First thing to know about how new cannabis strains get made is that there are both male and female cannabis plants. Only female plants produce flowers (buds, nugs).
To create new genotypes i.e. strains, breeders need both male and female plants. The male plants are used to pollinate the female plants, and the seeds from the resulting plant are then grown to identify, and isolate, flower-producing females. Once breeders identify the female seeds, those are then grown into the different types of plants that can come from parent strains. These are called phenotypes.
Phenotypes are the different physical expressions of a cannabis strain. For example, Gelato is a genotype of a cannabis plant; Gelato #25, Gelato #33, and Gelato #41 are all Gelato phenotypes. While they may have the same parent genetics, they all present different physical appearances, smells, tastes, potency, and effects.
Think about it like humans. A mother and a father can produce five different children, and while they each have the same genetics, they may all express variations in eye color, hair color, height, weight, and personality. Weed strains are the exact same way.
A pheno hunt is a breeder’s search for the best expression of certain cannabis genetics. When breeders first make a new strain, the work is far from done. They then have to find which plant is the ideal version of the new hybrid. And once that happens, breeders then have to stabilize the genetics of that ideal phenotype to make sure its seeds consistently grow the same plant each and every time.
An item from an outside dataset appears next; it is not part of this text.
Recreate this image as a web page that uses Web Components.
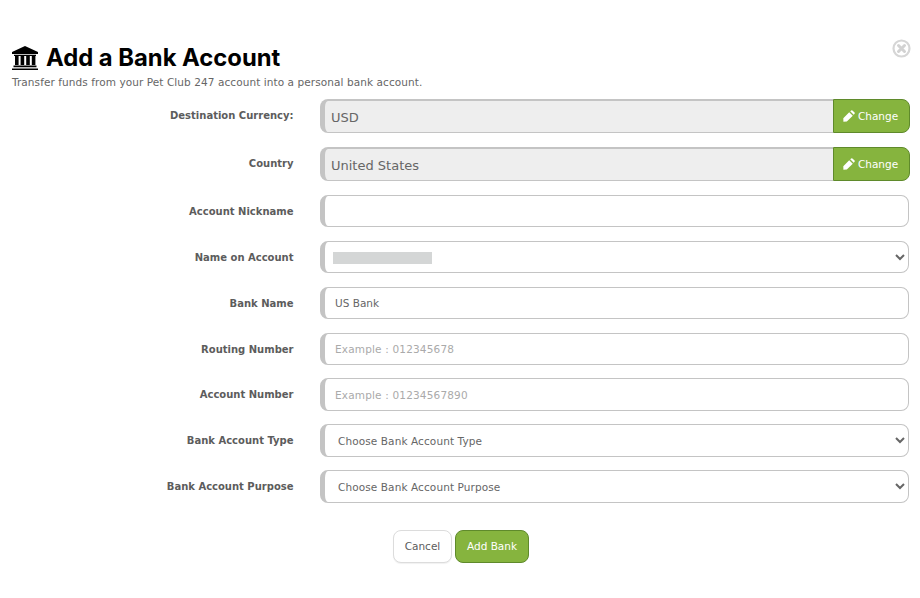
<!DOCTYPE html>
<html><head><meta charset="utf-8"><style>
html,body{margin:0;padding:0;background:#fff}
body{font-family:"DejaVu Sans",sans-serif;color:#555;width:920px;height:598px;overflow:hidden}
</style></head><body>
<template id="t-modal"><style>
:host{display:block;padding:44px 10px 0 12px;position:relative}
header{display:flex;align-items:center;gap:8px;height:28px}
h1{margin:0;font:700 23.800px/28px Inter,sans-serif;color:#000}
p{margin:0;padding-top:3px;font-size:10.500px;line-height:15px;color:#666;letter-spacing:.08px;height:15px}
svg.bank{width:26px;height:24px;display:block;flex:none}
svg.close{position:absolute;left:892px;top:39px;width:19px;height:19px}
.form{margin-top:9px;display:flex;flex-direction:column}
.actions{display:flex;justify-content:flex-start;gap:3px;margin:14px 0 0 381px}
</style>
<header><svg class="bank" viewBox="0 0 26 24"><path fill="#000" d="M13 0 26 6V8H0V6ZM2 8.800H24V10H2ZM3 10H6.600V19H3ZM8.600 10H12.200V19H8.600ZM14.200 10H17.800V19H14.200ZM19.800 10H23.400V19H19.800ZM1.500 19.500H24.500V21.200H1.500ZM0 22.400H26V24H0Z"/></svg><h1>Add a Bank Account</h1></header>
<p>Transfer funds from your Pet Club 247 account into a personal bank account.</p>
<svg class="close" viewBox="0 0 19 19"><circle cx="9.500" cy="9.500" r="8" fill="none" stroke="#d6d6d6" stroke-width="2.200"/><path d="M6.500 6.500 12.500 12.500M12.500 6.500 6.500 12.500" stroke="#d2d2d2" stroke-width="3" stroke-linecap="round"/></svg>
<div class="form"><slot></slot></div>
<div class="actions"><slot name="actions"></slot></div>
</template>

<template id="t-row"><style>
:host{display:grid;grid-template-columns:281.500px 1fr;column-gap:26.500px;align-items:center;height:var(--h,32px);margin-bottom:var(--mb,14px)}
label{font-size:10px;font-weight:700;color:#5c5c5c;text-align:right;padding-bottom:var(--lp,0)}
.c{display:flex;min-width:0;position:relative;margin-right:var(--mr,1px)}
</style><label><slot name="label"></slot></label><div class="c"><slot></slot></div></template>

<template id="t-input"><style>
:host{display:block;flex:1;min-width:0;position:relative}
input,select{box-sizing:border-box;width:100%;height:var(--h,32px);margin:0;background:#fff;border:1px solid #c4c4c4;border-left:5px solid #c4c4c4;border-radius:8px;font:10.500px "DejaVu Sans",sans-serif;color:#666;padding:0 9px 0 10px;outline:0}
select{padding-left:9px;letter-spacing:.1px}
input::placeholder{color:#aaa;opacity:1;letter-spacing:.17px}
input[readonly]{background:#eee;font-size:13px;border-radius:8px 0 0 8px;padding:2px 6px 0;border-right:0;border-top-width:2px;color:#666}
.mask{position:absolute;left:13px;top:11px;width:99px;height:12px;background:#d4d6d6}
</style></template>

<template id="t-btn"><style>
:host{display:inline-flex;align-items:center;justify-content:center;box-sizing:border-box;font-size:10.500px;border-radius:8px;height:33px;white-space:nowrap;padding-bottom:1px}
:host([kind=green]){background:#86b43e;border:1px solid #5f8a2b;color:#fff}
:host([kind=plain]){background:#fff;border:1px solid #dcdcdc;color:#5c5c5c;box-shadow:0 1px 1px rgba(0,0,0,.06)}
:host([kind=change]){background:#86b43e;border:1px solid #5f8a2b;color:#fff;border-radius:0 8px 8px 0;width:77px;height:34px;gap:3px;padding:0 2px 0 0}
svg{width:12px;height:12px;display:none}
:host([kind=change]) svg{display:block}
</style><svg viewBox="0 0 12 12"><path fill="#fff" d="M7.200 1.200 8.200.4Q8.800 0 9.400.4L11.600 2.600Q12 3.200 11.600 3.800L10.700 4.700ZM6.200 2.200 9.800 5.800 3.800 11.600 .4 11.800 .3 8.200Z"/></svg><slot></slot></template>

<script>
function tpl(id){return class extends HTMLElement{constructor(){super();const s=this.attachShadow({mode:'open'});s.append(document.getElementById(id).content.cloneNode(true))}}}
customElements.define('bank-modal',tpl('t-modal'));
customElements.define('form-row',tpl('t-row'));
customElements.define('action-button',tpl('t-btn'));
customElements.define('field-control',class extends tpl('t-input'){
  connectedCallback(){
    if(this._done)return;this._done=true;
    const s=this.shadowRoot,type=this.getAttribute('type');
    if(type==='select'){
      const el=document.createElement('select');
      const o=document.createElement('option');o.textContent=this.getAttribute('text')||'';el.append(o);s.append(el);
      if(this.hasAttribute('masked')){const m=document.createElement('div');m.className='mask';s.append(m)}
    }else{
      const el=document.createElement('input');
      el.setAttribute('value',this.getAttribute('value')||'');
      el.placeholder=this.getAttribute('placeholder')||'';
      if(this.hasAttribute('readonly'))el.setAttribute('readonly','');
      s.append(el);
    }
  }
});
</script>

<bank-modal>
<form-row style="--h:34px;--lp:1px;--mr:0"><span slot="label">Destination Currency:</span><field-control readonly value="USD"></field-control><action-button kind="change">Change</action-button></form-row>
<form-row style="--h:34px;--lp:1px;--mr:0"><span slot="label">Country</span><field-control readonly value="United States"></field-control><action-button kind="change">Change</action-button></form-row>
<form-row><span slot="label">Account Nickname</span><field-control></field-control></form-row>
<form-row><span slot="label">Name on Account</span><field-control type="select" masked></field-control></form-row>
<form-row><span slot="label">Bank Name</span><field-control value="US Bank"></field-control></form-row>
<form-row style="--mb:13px"><span slot="label">Routing Number</span><field-control placeholder="Example : 012345678"></field-control></form-row>
<form-row style="--h:33px;--mb:13px"><span slot="label">Account Number</span><field-control placeholder="Example : 01234567890"></field-control></form-row>
<form-row style="--h:33px;--mb:13px"><span slot="label">Bank Account Type</span><field-control type="select" text="Choose Bank Account Type"></field-control></form-row>
<form-row style="--h:33px;--mb:13px"><span slot="label">Bank Account Purpose</span><field-control type="select" text="Choose Bank Account Purpose"></field-control></form-row>
<action-button slot="actions" kind="plain" style="width:59px">Cancel</action-button>
<action-button slot="actions" kind="green" style="width:74px">Add Bank</action-button>
</bank-modal>
</body></html>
Phenotypes are heterozygous, meaning they have different genes. Stabilizing a cannabis strain means making its seeds homozygous, where they all produce the same plant. This is called breeding true. You know genetics are stabilized, and a cannabis phenotype is breeding true, when you get the same result each and every time you pop a seed and grow a plant.
Though stabilization through selective breeding can occur naturally over time, breeders usually catalyze the process through hybridization and backcrossing.
There are many different types of cannabis strain hybrids. You’ve got F1, F2s, IBLs, and BXs.
Filial 1 (F1) hybrids are first generation hybrids, or offspring. That means they are the first children of a new set of cannabis genetics. For example, when breeders first created Gelato, they crossed a Sunset Sherbert plant with a Thin Mint GSC plant. The first seeds to come from this cross were F1 hybrids, i.e Gelato phenotypes.
Filial 2 (F2) hybrids are second generation hybrids. They’re the result of crossing two phenotypes (F1 hybrids) with each other. So if you cross two Gelato phenotypes from the same parents, you get a Gelato F2. It’s a breeding process that can repeat up until F5, after which the plants are classified as IBL (inbred line).
BX means backcross. If you use Sunset Sherbert and Thin Mint GSC to produce Gelato, then cross that Gelato with one of the parents or itself, the final result is known as a Gelato BX.
By inbreeding new hybrids over generations, the children become more likely to pass on the breeder’s desired traits to the next generation of seeds/plants.
Cuttings of a mother plant are called clones. Clone-only strains are strains that only exist in living plant form, not seeds. Because female plants don’t produce seeds, and clones are always female, you’re in a predicament without a male plant to breed with and stabilize the line. If a breeder finds a perfect mother, oftentimes a clone will be made to preserve her genetics.
Clone-only strains are usually chosen for their individual smell, flavor, potency, etc. Many of the true OG strains from way back only exist as clones today, or not at all.
Breeders usually name their new creations after a combination of look, flavor, and genetics. That’s how you get Lemon Skunk, a citrus-forward cross of two Skunk phenos. Most names are free game, but there are laws and regulations that sometimes apply, such as to prohibit trademark infringement and appealing to minors. This is why, for example, Girl Scout Cookies is now GSC, Gorilla Glue #4 is now Original Glue, and Fruity Pebbles OG is now FPOG.